The UW–Madison Arboretum will host its 2015 Native Gardening Conference, “Native by Design: Gardening for a Sustainable Future,” on September 20. A fall tradition for many years, held when the prairies are at their seasonal peak, the conference offers a day of expert-led demonstrations, workshops and tours for gardeners who want to use native plants in their home landscapes. Participants meet and connect with fellow gardeners and go home with a wealth of practical tips, information and inspiration. The all-day conference runs from 8:45 a.m. to 4:30 p.m. Cost is $60 for the general public, $54 for Friends of the Arboretum members, and $30 for students. Advanced registration is required by September 10, and lunch is included as part of the conference fee.

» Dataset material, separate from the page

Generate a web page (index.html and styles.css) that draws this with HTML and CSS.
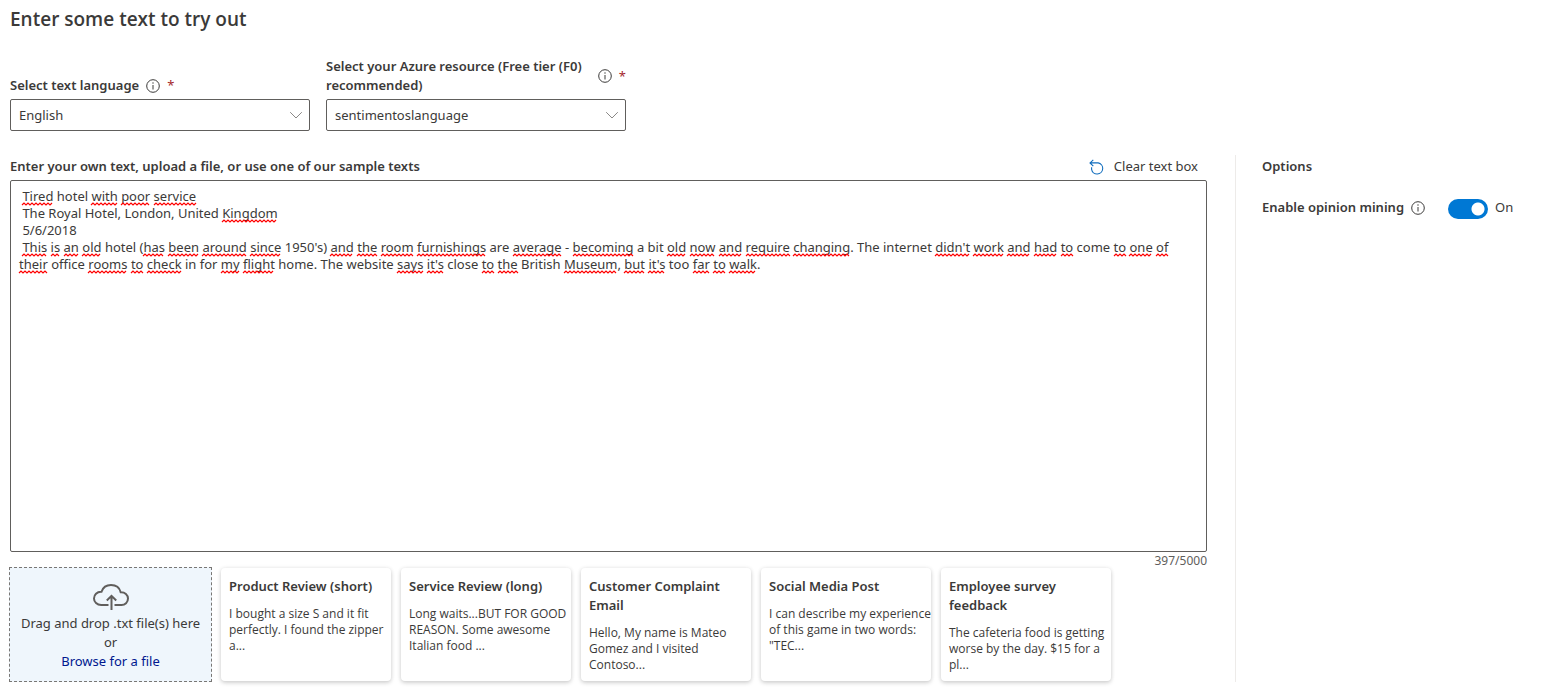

Native plants have many benefits for the home landscape and the broader community. They are better adapted than non-native species to climate, soil and other local environmental factors. They evolved with other native plant and animal species, some of which perform unique roles in local ecosystems. Native plant gardens are hardy, require less water and no pesticides, and they support local biodiversity as well as migratory animals, including rare and threatened species.
Specialists from the Arboretum and UW–Madison will share expertise suitable for a variety of gardens and home environments, from small urban yards to rural acreage. Participants can choose from workshop sessions about native garden design, attracting native pollinators, creating children’s garden spaces, planting and maintenance, managing your land for birds, how to use ornamental natives, collecting native seeds, native trees and shrubs, and a tour of the Arboretum’s Wisconsin Native Plant Garden.
A keynote address follows the sessions. Nancy Aten will give this year’s keynote, “Wild Gardening with Art and Purposefulness.” Aten will explore some intriguing models for thinking about wild gardening. Cathedral builders, for example, have periodically embraced innovation, local participation and knowledge, design patterns and templates, contributing to a vision and process one might not see completed, borrowing proven methods, and leaving a community legacy. She will use examples of designed landscapes to share how these ideas can be loosely adapted to creating wild gardens and community spaces. Nancy Aten grew up in Wisconsin helping her parents ‘learn by doing’ in an oldfield restoration. Her award-winning firm, Landscapes of Place, offers hands-on ecological restoration planning and design, in long-term engagements. Nancy has taught environmental literacy and field classes on plant communities. In her Master of Landscape Architecture she studied with Darrel Morrison, and she has a Master of Science from Stanford University.
The Arboretum’s Native Gardening Conference can help all gardeners, from beginner to expert, learn to plant a little wild at home, creating a beautiful restorative landscape that plays a broader ecological role and supports biodiversity.
Conference Date: September 20, 2015
Registration Deadline: September 10, 2015
CONFERENCE DETAILS AND ONLINE REGISTRATION
Considered the birthplace of ecological restoration, the UW–Madison Arboretum is a teaching and research facility that conserves and restores land, advances science, offers public outreach, and benefits from community involvement. The 1,200-acre grounds are home to protected prairies, woodlands, wetlands, savannas, springs, shoreline, a notable horticultural collection, and Wisconsin native plant gardens. It also offers 20 miles of walking trails and 4 miles of biking road as well as hundreds of learning and volunteer opportunities. The Arboretum is located between Lake Wingra and the West Beltline Highway. The main entrance is at 1207 Seminole Highway. The Visitor Center is open weekdays from 9:30 a.m. to 4 p.m., weekends from 12:30 to 4 p.m. Arboretum admission is free.